The first steps that can be taken without risk of error
- Change of perspective: choose to leave the comfort zone, and see the company’s product purely from the customer’s point of view. The relationship with the product will change, because the customer will talk about integrating the product into his system, about using it, sometimes for decades. It is a question of cultivating a different attitude. How can this be implemented? Methods vary according to the context of the company:
- Gather a customer advisory committee regularly, to discuss the company’s offer, projects, priority improvements.
- Go to the customer’s premises with probing questions or observation grids and show that you are interested in the customer’s problems, rather than trying to be interesting.
- Carry out customer surveys, on their experience, satisfaction, difficulties in working with the company. Then disseminate the messages received widely in a lively manner, with an action plan.
- Draw on the experience of employees who have worked with customers in their previous professional lives.
- Even if they are collective, these actions are made possible because a few individuals are eager to understand what is going on with the customer. This motivation can be found everywhere in the company. I was often surprised by the curiosity of some workshop staff members and, as a marketing manager, I found myself bombarded with important questions about the uses and perceptions of the product by customers.
- Changing the way sales teams view their role: beyond their numerical targets, sales people are responsible within the company for getting to know their customers, scouting and reporting on evolutions and priority needs. They monitor the quality of the overall relationship with the customer. Internally, they play the role of spokesperson in decision-making arenas, informing about the consequences for customers of any decision. The need to revisit what it means to be efficient in one’s job applies also to operational and customer service teams.

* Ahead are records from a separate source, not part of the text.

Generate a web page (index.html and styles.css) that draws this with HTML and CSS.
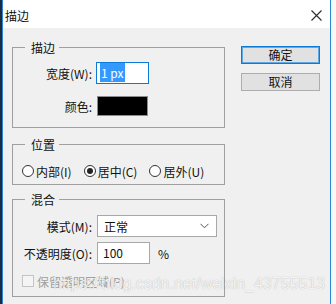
FILE: index.html
```html
<!DOCTYPE html>
<html lang="zh-CN">
<head>
    <meta charset="UTF-8">
    <meta name="viewport" content="width=device-width, initial-scale=1.0">
    <title>描边</title>
    <link rel="stylesheet" href="styles.css">
</head>
<body>
    <div class="desk"></div>
    <div class="window">
        <div class="titlebar">
            <span class="title">描边</span>
            <svg class="close" width="11" height="11" viewBox="0 0 11 11">
                <path d="M0.5 0.5 L10.5 10.5 M10.5 0.5 L0.5 10.5" stroke="#2b2b2b" stroke-width="1.1" fill="none"/>
            </svg>
        </div>
        <div class="client">
            <div class="main">
                <div class="group g-stroke">
                    <div class="legend">描边</div>
                    <div class="row r-width">
                        <span class="label">宽度(W):</span>
                        <div class="field focused"><span class="sel">1 px</span></div>
                    </div>
                    <div class="row r-color">
                        <span class="label">颜色:</span>
                        <div class="swatch"></div>
                    </div>
                </div>
                <div class="group g-pos">
                    <div class="legend">位置</div>
                    <div class="radios">
                        <label class="opt"><input type="radio" name="pos">内部(I)</label>
                        <label class="opt"><input type="radio" name="pos" checked>居中(C)</label>
                        <label class="opt"><input type="radio" name="pos">居外(U)</label>
                    </div>
                </div>
                <div class="group g-blend">
                    <div class="legend">混合</div>
                    <div class="row r-mode">
                        <span class="label">模式(M):</span>
                        <div class="select">
                            <span>正常</span>
                            <svg width="9" height="6" viewBox="0 0 9 6">
                                <path d="M0.5 0.8 L4.5 4.8 L8.5 0.8" stroke="#555" stroke-width="1" fill="none"/>
                            </svg>
                        </div>
                    </div>
                    <div class="row r-opacity">
                        <span class="label">不透明度(O):</span>
                        <div class="field">100</div>
                        <span class="unit">%</span>
                    </div>
                    <label class="check disabled"><input type="checkbox" disabled>保留透明区域(P)</label>
                </div>
            </div>
            <div class="buttons">
                <button class="btn default">确定</button>
                <button class="btn">取消</button>
            </div>
        </div>
        <div class="watermark">https://blog.csdn.net/weixin_43755513</div>
    </div>
    <div class="desk-right"></div>
</body>
</html>
```

FILE: styles.css
```css
body {
    margin: 0;
    display: flex;
    height: 304px;
    overflow: hidden;
    font-family: "Noto Sans CJK SC", "Noto Sans", sans-serif;
    font-size: 12px;
    color: #111;
    background-color: #f4f4f4;
}
.desk {
    width: 2px;
    background-color: #1d2b3d;
}
.desk-right {
    flex: 1;
    background-color: #f7f7f7;
}
.window {
    position: relative;
    width: 327px;
    border-left: 1px solid #2a86d8;
    border-right: 1px solid #2a86d8;
    background-color: #f0f0f0;
}
.titlebar {
    height: 28px;
    box-sizing: border-box;
    padding: 3px 8px 0 2px;
    display: flex;
    align-items: center;
    justify-content: space-between;
    background-color: #fff;
}
.close {
    display: block;
}
.client {
    display: flex;
    align-items: flex-start;
}
.main {
    margin-left: 9px;
    padding-top: 19px;
    width: 213px;
}
.group {
    border: 1px solid #a0a0a0;
}
.legend {
    width: fit-content;
    height: 14px;
    line-height: 14px;
    margin: -7px 0 0 12px;
    padding: 0 4px 0 6px;
    background-color: #f0f0f0;
}
.row {
    display: flex;
    align-items: center;
    height: 22px;
}
.label {
    width: 79px;
    margin-right: 4px;
    text-align: right;
    white-space: nowrap;
}
.field {
    width: 53px;
    height: 22px;
    box-sizing: border-box;
    padding-left: 5px;
    border: 1px solid #a8a8a8;
    background-color: #fff;
    line-height: 20px;
}
.field.focused {
    border-color: #0a7ad6;
    padding-left: 3px;
}
.sel {
    background-color: #3399ff;
    color: #fff;
    padding: 1px 1px;
}
.g-stroke {
    padding-bottom: 10px;
}
.r-width {
    margin-top: 7px;
}
.r-color {
    margin-top: 11px;
}
.swatch {
    width: 51px;
    height: 20px;
    box-sizing: border-box;
    margin-left: 1px;
    border: 1px solid #8c8c8c;
    background-color: #000;
}
.g-pos {
    margin-top: 16px;
    padding-bottom: 5px;
}
.radios {
    display: flex;
    margin-top: 11px;
    padding-left: 9px;
    height: 16px;
    align-items: center;
}
.opt {
    display: flex;
    align-items: center;
    margin-right: 12px;
}
.opt input {
    appearance: none;
    width: 12px;
    height: 12px;
    margin: 0 2px 0 0;
    border: 1px solid #333;
    border-radius: 50%;
    background-color: #fff;
    display: grid;
    place-items: center;
}
.opt input:checked::after {
    content: "";
    width: 6px;
    height: 6px;
    border-radius: 50%;
    background-color: #222;
}
.g-blend {
    margin-top: 14px;
    padding-bottom: 7px;
}
.r-mode {
    margin-top: 8px;
}
.select {
    width: 120px;
    height: 22px;
    box-sizing: border-box;
    margin-left: 1px;
    padding: 0 7px 0 6px;
    border: 1px solid #a8a8a8;
    background-color: #fff;
    display: flex;
    align-items: center;
    justify-content: space-between;
}
.select svg {
    display: block;
}
.r-opacity {
    margin-top: 5px;
}
.r-opacity .field {
    margin-left: 1px;
}
.unit {
    margin-left: 8px;
}
.check {
    display: flex;
    align-items: center;
    height: 16px;
    margin-top: 9px;
    padding-left: 9px;
}
.check input {
    appearance: none;
    width: 12px;
    height: 12px;
    margin: 0 3px 0 0;
    border: 1px solid #c4c4c4;
    background-color: #f4f4f4;
}
.check.disabled {
    color: #a0a0a0;
}
.buttons {
    margin-left: 16px;
    padding-top: 18px;
    display: flex;
    flex-direction: column;
    gap: 9px;
}
.btn {
    width: 79px;
    height: 18px;
    padding: 0;
    font-family: inherit;
    font-size: 12px;
    line-height: 14px;
    color: #111;
    border: 1px solid #adadad;
    background-color: #e1e1e1;
}
.btn.default {
    border-color: #0a7ad6;
    box-shadow: inset 0 0 0 1px #5ea9e8;
}
.watermark {
    position: absolute;
    left: 50px;
    top: 275px;
    font-family: "Liberation Sans", Arial, sans-serif;
    font-size: 16px;
    color: rgba(255, 255, 255, 0.85);
    text-shadow: 0 0 1px rgba(0, 0, 0, 0.3);
    white-space: nowrap;
}
```
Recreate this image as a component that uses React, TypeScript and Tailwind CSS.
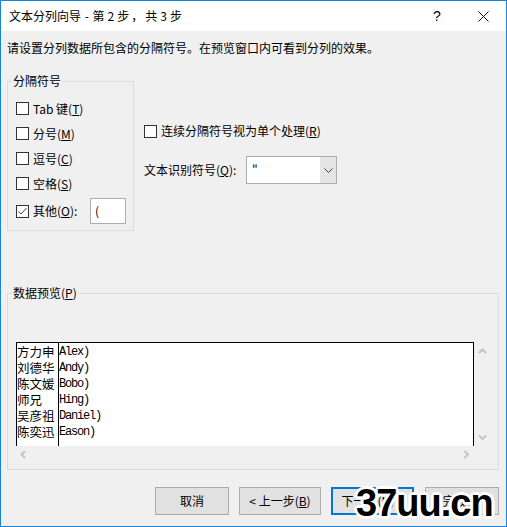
import React from "react";

function Box({ checked }: { checked?: boolean }) {
  return (
    <span className="w-[13px] h-[13px] border border-[#333333] bg-white flex items-center justify-center shrink-0">
      {checked && (
        <svg width="11" height="11" viewBox="0 0 11 11">
          <path d="M1.5 5.5 L4 8 L9.5 2" fill="none" stroke="#444444" strokeWidth="1" />
        </svg>
      )}
    </span>
  );
}

function Chev({ dir }: { dir: "up" | "down" | "left" | "right" }) {
  const d =
    dir === "up"
      ? "M1 5 L4.5 1.5 L8 5"
      : dir === "down"
      ? "M1 1.5 L4.5 5 L8 1.5"
      : dir === "left"
      ? "M5 1 L1.5 4.5 L5 8"
      : "M1.5 1 L5 4.5 L1.5 8";
  const w = dir === "up" || dir === "down" ? 9 : 7;
  const h = dir === "up" || dir === "down" ? 7 : 9;
  return (
    <svg width={w} height={h} viewBox={`0 0 ${w} ${h}`}>
      <path d={d} fill="none" stroke="#c4c4c4" strokeWidth="2" />
    </svg>
  );
}

const names = ["方力申", "刘德华", "陈文媛", "师兄", "吴彦祖", "陈奕迅"];
const vals = ["Alex)", "Andy)", "Bobo)", "Hing)", "Daniel)", "Eason)"];

export default function App() {
  return (
    <div className="w-[507px] h-[527px] relative bg-[#f0f0f0] border border-[#1883d7] flex flex-col font-['Noto_Sans_CJK_SC',sans-serif] text-[12px] text-black overflow-hidden">
      {/* title bar */}
      <div className="h-[30px] bg-white flex items-center shrink-0">
        <span className="pl-[8px] flex-1 leading-[16px] whitespace-pre">
          文本分列向导 <span className="mx-[1px]">-</span> 第<span className="mx-[3px]">2</span>步<span className="mx-[2px]">，</span>共<span className="mx-[3px]">3</span>步
        </span>
        <div className="w-[46px] h-full flex items-center justify-center text-[14px] font-['Liberation_Sans',sans-serif]">?</div>
        <div className="w-[46px] h-full flex items-center justify-center">
          <svg width="11" height="11" viewBox="0 0 11 11">
            <path d="M0.5 0.5 L10.5 10.5 M10.5 0.5 L0.5 10.5" stroke="#111111" strokeWidth="1" />
          </svg>
        </div>
      </div>

      {/* body */}
      <div className="flex-1 flex flex-col pl-[6px] pr-[7px]">
        <div className="mt-[9px] leading-[16px]">请设置分列数据所包含的分隔符号。在预览窗口内可看到分列的效果。</div>

        <div className="flex items-start mt-[25px]">
          {/* group 1 */}
          <div className="relative w-[127px] border border-[#dcdcdc] pt-[14px] pb-[6px] pl-[8px] flex flex-col">
            <span className="absolute left-[4px] top-[-9px] px-[1px] bg-[#f0f0f0] leading-[16px]">分隔符号</span>
            <div className="h-[25px] flex items-center gap-[4px]">
              <Box />
              <span className="leading-[16px]">Tab 键(<u>T</u>)</span>
            </div>
            <div className="h-[25px] flex items-center gap-[4px]">
              <Box />
              <span className="leading-[16px]">分号(<u>M</u>)</span>
            </div>
            <div className="h-[25px] flex items-center gap-[4px]">
              <Box />
              <span className="leading-[16px]">逗号(<u>C</u>)</span>
            </div>
            <div className="h-[25px] flex items-center gap-[4px]">
              <Box />
              <span className="leading-[16px]">空格(<u>S</u>)</span>
            </div>
            <div className="h-[26px] mt-[2px] flex items-center gap-[4px]">
              <Box checked />
              <span className="w-[53px] leading-[16px]">其他(<u>O</u>):</span>
              <div className="w-[36px] h-[26px] border border-[#adadad] bg-white flex items-center pl-[4px] leading-[16px]">(</div>
            </div>
          </div>

          {/* right column */}
          <div className="ml-[10px] pt-[42px] flex flex-col">
            <div className="h-[16px] flex items-center gap-[4px]">
              <Box />
              <span className="leading-[16px]">连续分隔符号视为单个处理(<u>R</u>)</span>
            </div>
            <div className="mt-[17px] h-[28px] flex items-center">
              <span className="w-[102px] leading-[16px]">文本识别符号(<u>Q</u>):</span>
              <div className="w-[91px] h-[28px] border border-[#adadad] flex">
                <div className="flex-1 bg-white pl-[5px] pt-[4px] leading-[16px]">"</div>
                <div className="w-[16px] bg-[#e5e5e5] flex items-center justify-center">
                  <svg width="9" height="5" viewBox="0 0 9 5">
                    <path d="M0.5 0.5 L4.5 4.5 L8.5 0.5" fill="none" stroke="#444444" strokeWidth="1" />
                  </svg>
                </div>
              </div>
            </div>
          </div>
        </div>

        {/* preview group */}
        <div className="relative mt-[62px] h-[177px] border border-[#dcdcdc] pt-[48px] pl-[8px]">
          <span className="absolute left-[4px] top-[-9px] px-[1px] bg-[#f0f0f0] leading-[16px]">数据预览(<u>P</u>)</span>
          <div className="w-[475px] h-[121px] grid grid-cols-[458px_17px] grid-rows-[104px_17px]">
            <div className="bg-white border-t border-l border-r border-black flex">
              <div className="w-[42px] border-r border-black pt-[1px] flex flex-col">
                {names.map((n) => (
                  <div key={n} className="h-[16px] leading-[16px] text-[12.5px] whitespace-nowrap">{n}</div>
                ))}
              </div>
              <div className="flex-1 pt-[1px] flex flex-col">
                {vals.map((v) => (
                  <div key={v} className="h-[16px] leading-[16px] text-[12px] tracking-[-1.2px] font-['Liberation_Mono',monospace] whitespace-pre">{v}</div>
                ))}
              </div>
            </div>
            <div className="flex flex-col items-center justify-between pt-[6px] pb-[5px]">
              <Chev dir="up" />
              <Chev dir="down" />
            </div>
            <div className="flex items-center justify-between px-[4px]">
              <Chev dir="left" />
              <Chev dir="right" />
            </div>
            <div />
          </div>
        </div>

        {/* buttons */}
        <div className="mt-[17px] flex justify-end">
          <div className="w-[74px] h-[28px] bg-[#e1e1e1] border border-[#adadad] flex items-center justify-center leading-[16px]">取消</div>
          <div className="ml-[10px] w-[82px] h-[28px] bg-[#e1e1e1] border border-[#adadad] flex items-center justify-center leading-[16px]">&lt; 上一步(<u>B</u>)</div>
          <div className="ml-[10px] w-[83px] h-[28px] bg-[#e1e1e1] border-2 border-[#0078d7] flex items-center justify-center leading-[16px]">下一步(<u>N</u>) &gt;</div>
          <div className="ml-[11px] w-[74px] h-[28px] bg-[#e1e1e1] border border-[#adadad] flex items-center justify-center leading-[16px]">完成(<u>F</u>)</div>
        </div>
      </div>

      {/* watermark */}
      <div className="absolute left-[355px] top-[483px] text-[38px] leading-none font-bold font-['Liberation_Sans',sans-serif] tracking-[-1px] text-black whitespace-nowrap [text-shadow:2px_0_#fff,-2px_0_#fff,0_2px_#fff,0_-2px_#fff,2px_2px_#fff,-2px_-2px_#fff,2px_-2px_#fff,-2px_2px_#fff,3px_0_#fff,-3px_0_#fff,0_3px_#fff,0_-3px_#fff]">
        37uu.cn
      </div>
    </div>
  );
}
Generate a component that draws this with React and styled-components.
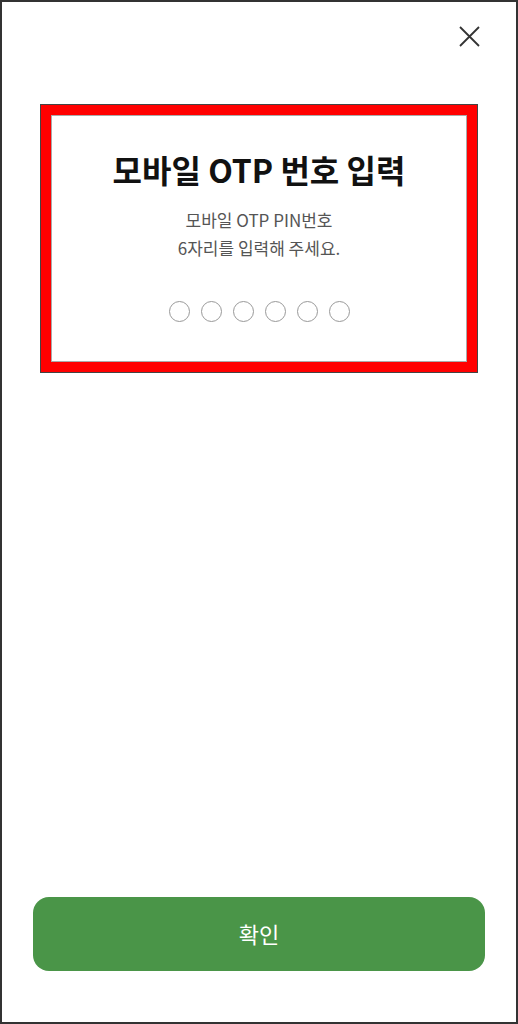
import React from 'react';
import styled, { createGlobalStyle } from 'styled-components';

const GlobalStyle = createGlobalStyle`
	html, body {
		margin: 0;
		padding: 0;
		background: #fff;
	}
	body {
		font-family: 'Noto Sans CJK KR', 'Noto Sans', sans-serif;
		color: #111;
	}
	* {
		box-sizing: border-box;
	}
`;

const Screen = styled.div`
	width: 518px;
	height: 1024px;
	border: 2px solid #333;
	display: flex;
	flex-direction: column;
	background: #fff;
`;

const Header = styled.div`
	display: flex;
	justify-content: flex-end;
	padding: 24px 36px 0 0;
	height: 103px;
`;

const CloseButton = styled.button`
	width: 21px;
	height: 21px;
	padding: 0;
	border: none;
	background: none;
	cursor: pointer;
	display: flex;

	svg {
		display: block;
	}
`;

// 강조 표시된 입력 영역
const OtpPanel = styled.section`
	margin: 0 0 0 39px;
	width: 436px;
	height: 267px;
	border: 10px solid #ff0000;
	box-shadow: 0 0 0 1px #444, inset 0 0 0 1px #aaa;
	display: flex;
	flex-direction: column;
	align-items: center;
	padding-top: 34px;
`;

const Title = styled.h1`
	margin: 0;
	font-size: 32px;
	line-height: 40px;
	font-weight: 700;
	color: #111;
`;

const Description = styled.p`
	margin: 17px 0 0;
	font-size: 17px;
	line-height: 28px;
	color: #555;
	text-align: center;
`;

const DotRow = styled.div`
	display: flex;
	gap: 11px;
	margin-top: 39px;
`;

const Dot = styled.span`
	width: 21px;
	height: 21px;
	border-radius: 50%;
	border: 1.5px solid ${({ $filled }) => ($filled ? '#4a9548' : '#999')};
	background: ${({ $filled }) => ($filled ? '#4a9548' : 'transparent')};
`;

const Spacer = styled.div`
	flex: 1;
`;

const ConfirmButton = styled.button`
	margin: 0 31px 51px;
	height: 74px;
	padding-bottom: 3px;
	border: none;
	border-radius: 16px;
	background: #4a9548;
	color: #fff;
	font-family: 'Noto Sans CJK KR', 'Noto Sans', sans-serif;
	font-size: 22px;
	font-weight: 400;
	cursor: pointer;
`;

const PIN_LENGTH = 6;

const App = () => {
	const pin = '';

	return (
		<>
			<GlobalStyle />
			<Screen>
				<Header>
					<CloseButton aria-label="닫기">
						<svg width="21" height="21" viewBox="0 0 21 21">
							<path d="M1 1 L20 20 M20 1 L1 20" stroke="#333" strokeWidth="1.8" fill="none" />
						</svg>
					</CloseButton>
				</Header>

				<OtpPanel>
					<Title>모바일 OTP 번호 입력</Title>
					<Description>
						모바일 OTP PIN번호
						<br />
						6자리를 입력해 주세요.
					</Description>
					<DotRow>
						{Array.from({ length: PIN_LENGTH }).map((_, i) => (
							<Dot key={i} $filled={i < pin.length} />
						))}
					</DotRow>
				</OtpPanel>

				<Spacer />

				<ConfirmButton>확인</ConfirmButton>
			</Screen>
		</>
	);
};

export default App;
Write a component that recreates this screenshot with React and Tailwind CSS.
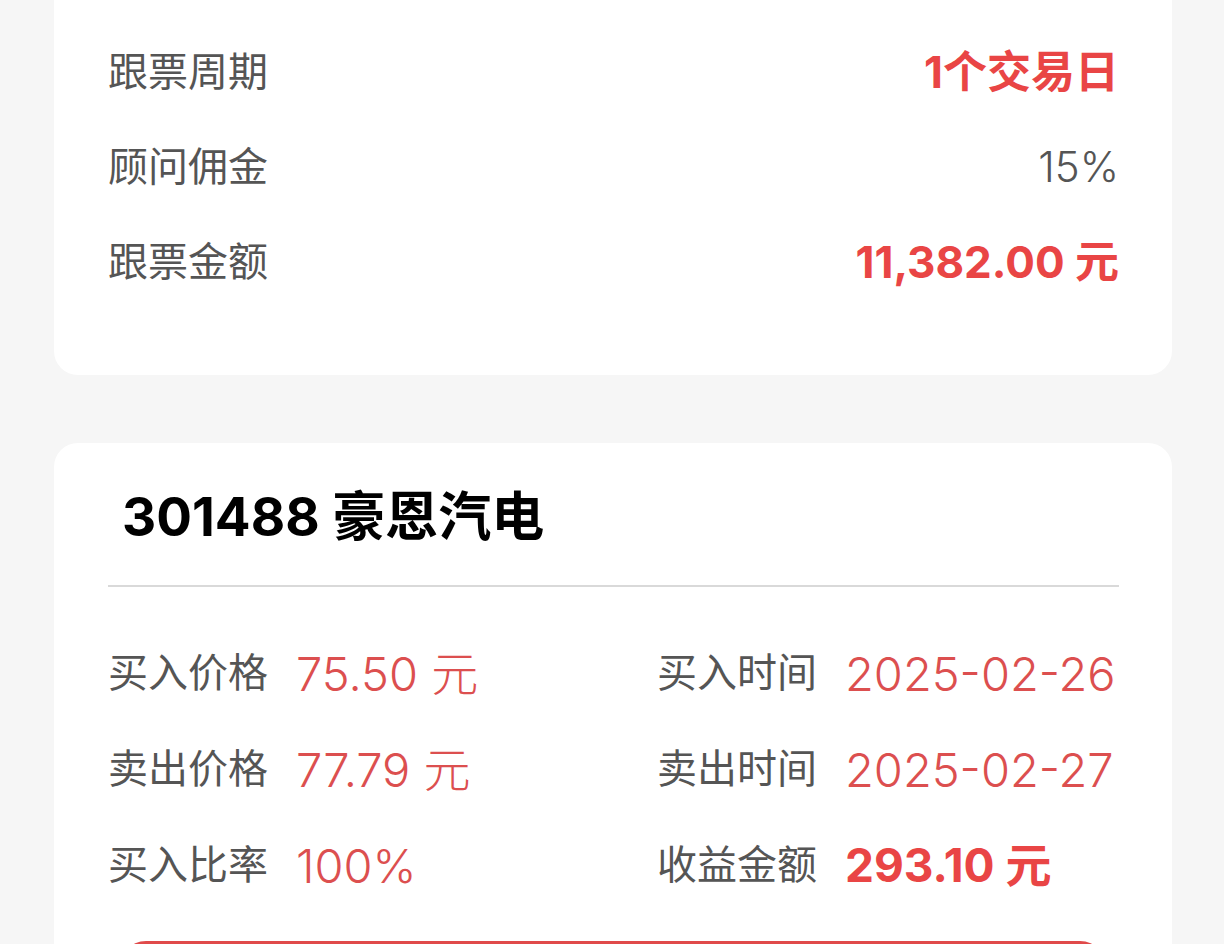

- Taking advantage of a strong dissatisfaction expressed by a customer to show the way, and ensure that the handling of the customer dissatisfaction is done in an exemplary way, e.g., avoiding to turn the back to the complaint, and solving the customer problem efficiently. This sends a clear message throughout the company to resolve a difficult situation without delay in order to preserve the customer’s trust. “It is better to lose money than to lose the trust of others”, according to Robert Bosch, the founder of the German company of the same name.
- Walk the talk during an important and complex tender, and nominate an ambassador, a single point of contact responsible for simplifying the relationship with the customer and acting as an advocate for the customer’s needs within the company. In the event of commercial success, his/her mission can be extended throughout the contract lifetime.
Embedding routines in daily life
Once the collective awareness stage has been completed, small changes can be implemented within the existing routines and processes of the company. The regularity of implementation, and the adaptation to the company’s culture, are more important criteria than the number of actions and the extra effort required. We list below some possible actions:
- Organise an annual customer review with senior management and company stakeholders to review a major customer, its business priorities, expectations, relationship with the company, future risks, and opportunities.
- Involve sales teams in quality audits that address customer satisfaction, or customer complaints. Sales representatives ensure that the way problems are delt with does not undermine the customer trust.
- Encourage sales teams to engage into exploratory business conversations with their customers, decoupled from day-to-day operational matters. Based on a few open-ended questions, they take time to listen to them, and understand their business context, their issues, and priorities.
- Structure customer intelligence, either through customer relationship management tools or in shared directories. The stake is to have a single access point bringing together different sources of information, and to minimise the efforts to access, transmit, store, and retrieve it.
- Revisit the product design and development process to strengthen the upstream part, the one that addresses the capture and understanding of customer needs. Ensure no shortcuts are made on customer prospective.